[Begin RECORDS TO PROCESS]

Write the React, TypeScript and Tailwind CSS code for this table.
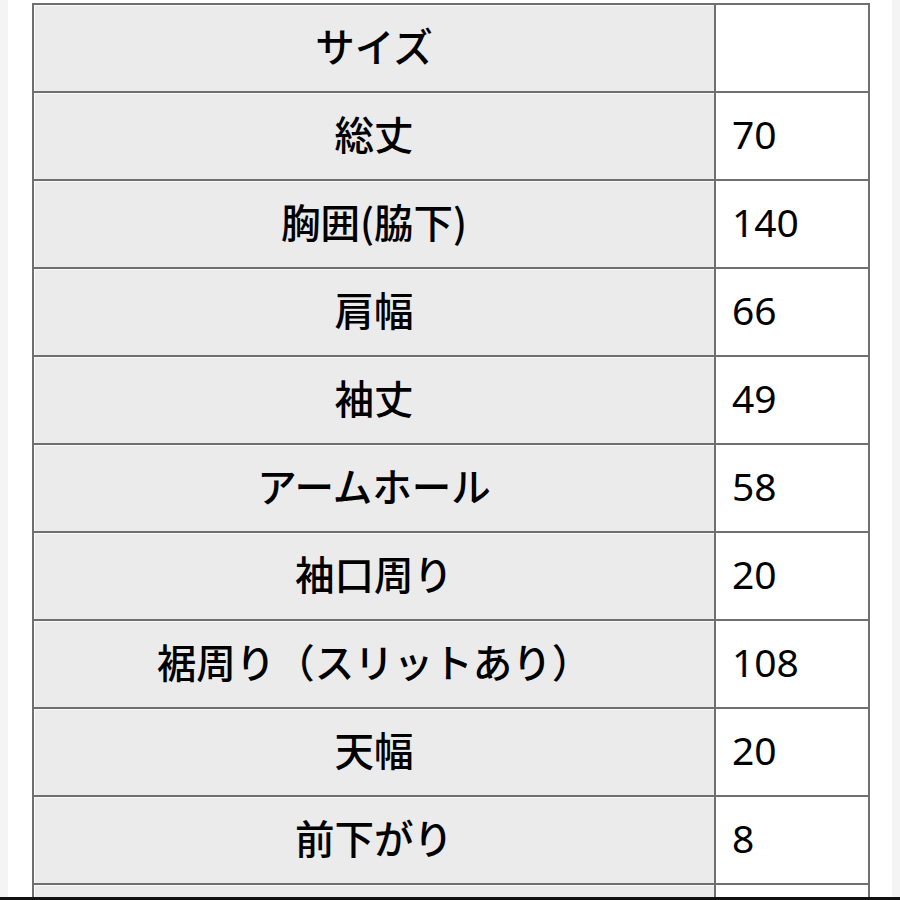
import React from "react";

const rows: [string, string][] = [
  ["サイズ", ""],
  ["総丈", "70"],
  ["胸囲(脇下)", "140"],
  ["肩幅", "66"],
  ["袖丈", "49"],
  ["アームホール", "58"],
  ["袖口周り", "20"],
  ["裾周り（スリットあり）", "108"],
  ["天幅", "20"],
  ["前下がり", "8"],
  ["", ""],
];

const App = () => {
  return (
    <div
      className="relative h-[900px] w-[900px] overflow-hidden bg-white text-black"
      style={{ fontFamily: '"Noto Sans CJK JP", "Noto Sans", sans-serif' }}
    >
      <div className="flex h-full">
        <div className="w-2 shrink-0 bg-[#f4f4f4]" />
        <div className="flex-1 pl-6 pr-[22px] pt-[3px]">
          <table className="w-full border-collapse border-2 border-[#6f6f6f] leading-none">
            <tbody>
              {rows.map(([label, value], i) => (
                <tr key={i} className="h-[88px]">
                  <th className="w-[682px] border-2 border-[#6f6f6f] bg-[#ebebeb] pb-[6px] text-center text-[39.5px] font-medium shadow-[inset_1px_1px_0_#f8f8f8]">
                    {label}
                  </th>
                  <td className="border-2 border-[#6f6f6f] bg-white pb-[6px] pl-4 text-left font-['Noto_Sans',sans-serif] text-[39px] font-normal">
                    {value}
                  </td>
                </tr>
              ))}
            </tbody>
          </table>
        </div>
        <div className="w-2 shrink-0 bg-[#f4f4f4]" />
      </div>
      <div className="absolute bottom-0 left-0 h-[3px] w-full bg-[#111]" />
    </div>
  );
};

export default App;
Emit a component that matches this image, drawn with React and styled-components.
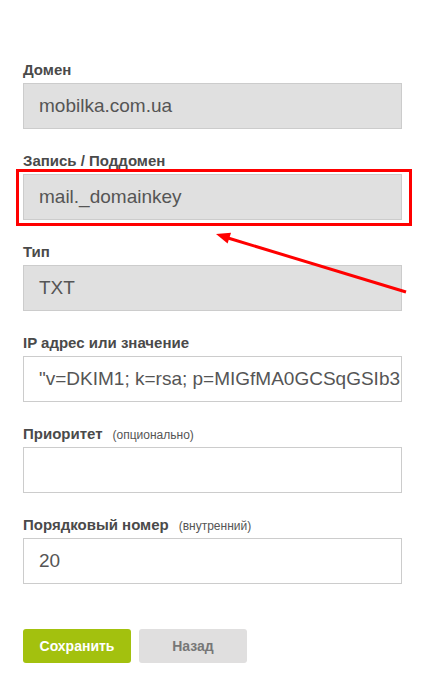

[End RECORDS TO PROCESS]
[Begin RECORDS TO PROCESS]

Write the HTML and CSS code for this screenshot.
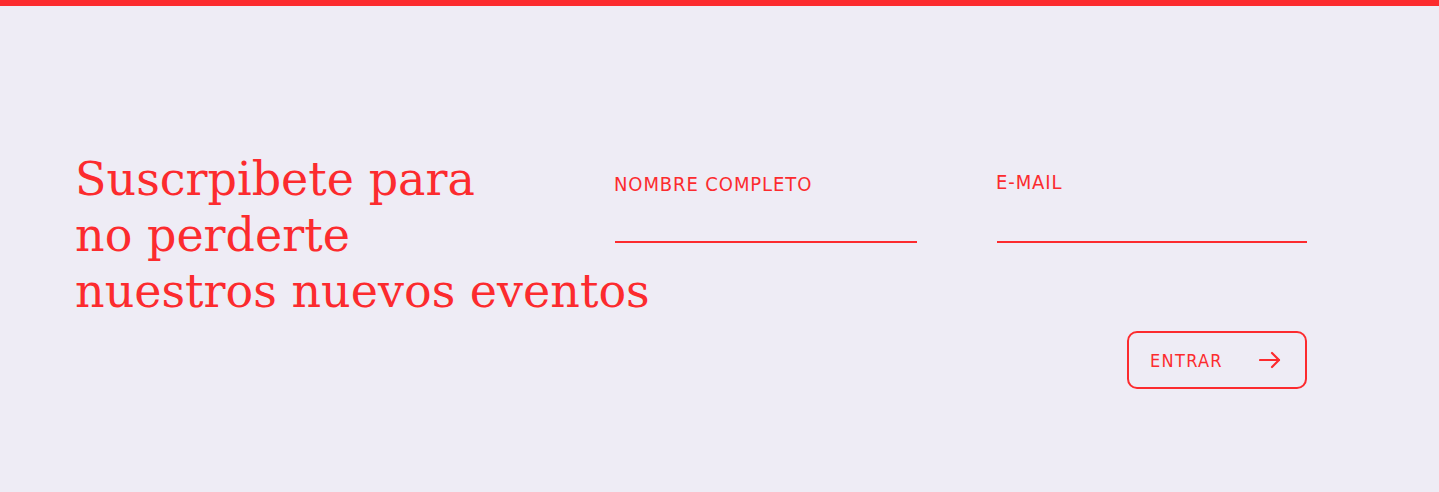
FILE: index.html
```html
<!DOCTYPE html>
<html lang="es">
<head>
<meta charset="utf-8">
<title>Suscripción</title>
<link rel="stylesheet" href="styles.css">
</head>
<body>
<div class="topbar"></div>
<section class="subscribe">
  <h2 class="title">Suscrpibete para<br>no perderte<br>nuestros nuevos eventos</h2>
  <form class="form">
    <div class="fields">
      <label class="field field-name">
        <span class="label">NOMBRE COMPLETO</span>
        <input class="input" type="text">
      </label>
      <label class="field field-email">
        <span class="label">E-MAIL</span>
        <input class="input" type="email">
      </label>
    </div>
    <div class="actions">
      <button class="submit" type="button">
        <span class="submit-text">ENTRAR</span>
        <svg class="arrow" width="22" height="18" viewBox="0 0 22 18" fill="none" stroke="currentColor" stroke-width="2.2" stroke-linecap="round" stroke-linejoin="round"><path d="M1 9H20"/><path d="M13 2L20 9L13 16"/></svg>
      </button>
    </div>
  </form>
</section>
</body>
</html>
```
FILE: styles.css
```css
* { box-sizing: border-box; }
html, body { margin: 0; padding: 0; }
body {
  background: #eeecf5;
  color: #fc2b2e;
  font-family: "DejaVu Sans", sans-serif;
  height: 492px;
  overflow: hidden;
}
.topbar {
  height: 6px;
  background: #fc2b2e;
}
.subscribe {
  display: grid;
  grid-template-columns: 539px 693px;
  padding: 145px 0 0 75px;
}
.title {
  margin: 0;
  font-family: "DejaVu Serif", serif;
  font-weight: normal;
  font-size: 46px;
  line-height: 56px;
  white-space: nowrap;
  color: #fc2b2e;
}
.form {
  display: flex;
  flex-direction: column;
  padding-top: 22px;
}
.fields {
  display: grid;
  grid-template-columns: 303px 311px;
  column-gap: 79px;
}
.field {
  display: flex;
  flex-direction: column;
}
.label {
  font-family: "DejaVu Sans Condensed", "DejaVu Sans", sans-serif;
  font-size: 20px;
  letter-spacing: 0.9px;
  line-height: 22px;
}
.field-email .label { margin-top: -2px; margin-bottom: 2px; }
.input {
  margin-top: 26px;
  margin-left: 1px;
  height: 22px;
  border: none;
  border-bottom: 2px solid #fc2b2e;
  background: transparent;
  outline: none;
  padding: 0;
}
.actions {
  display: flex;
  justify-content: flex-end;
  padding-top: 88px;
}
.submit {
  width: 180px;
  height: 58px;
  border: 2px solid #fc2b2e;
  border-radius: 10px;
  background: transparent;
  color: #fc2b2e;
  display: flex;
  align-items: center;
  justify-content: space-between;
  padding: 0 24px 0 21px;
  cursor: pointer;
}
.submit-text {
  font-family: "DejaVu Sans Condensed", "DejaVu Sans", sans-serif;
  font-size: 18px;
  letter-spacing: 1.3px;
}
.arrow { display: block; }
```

[End RECORDS TO PROCESS]
[Begin RECORDS TO PROCESS]

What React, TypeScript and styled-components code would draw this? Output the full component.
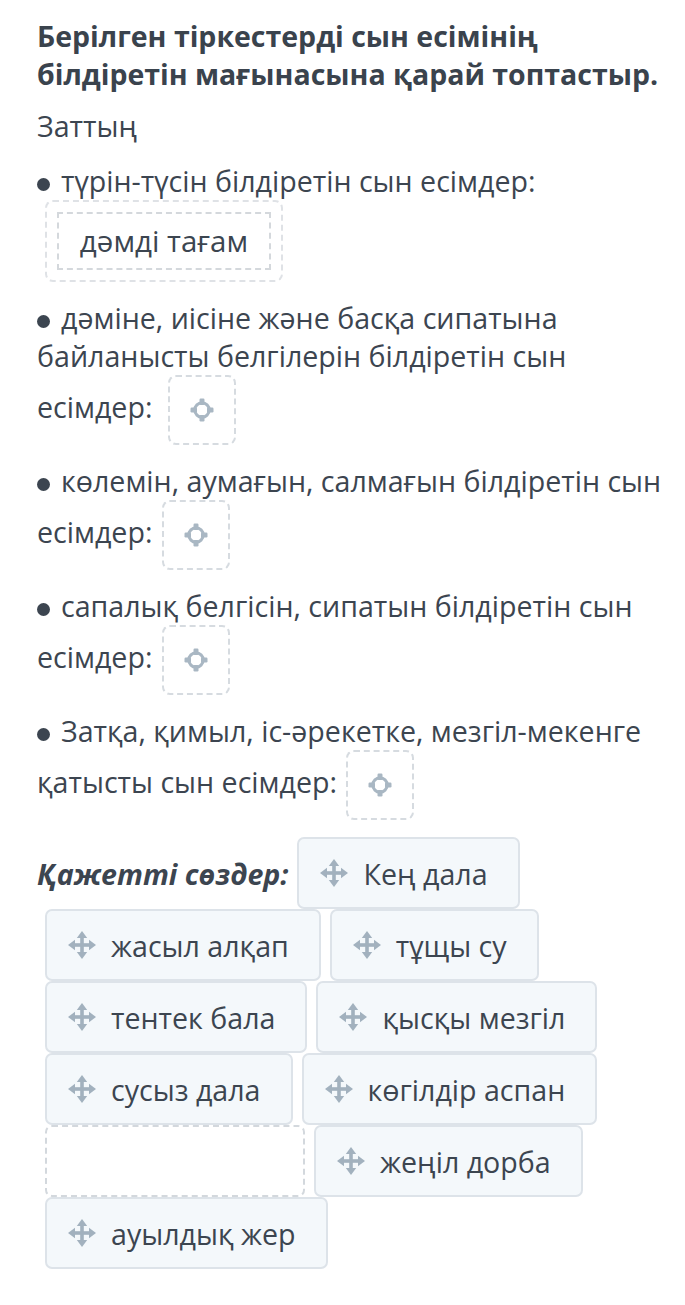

[End RECORDS TO PROCESS]

SHORT TASK: Among the lines above, count those containing the word "React" and give nothing but the result.

COMPLETE RESPONSE: 4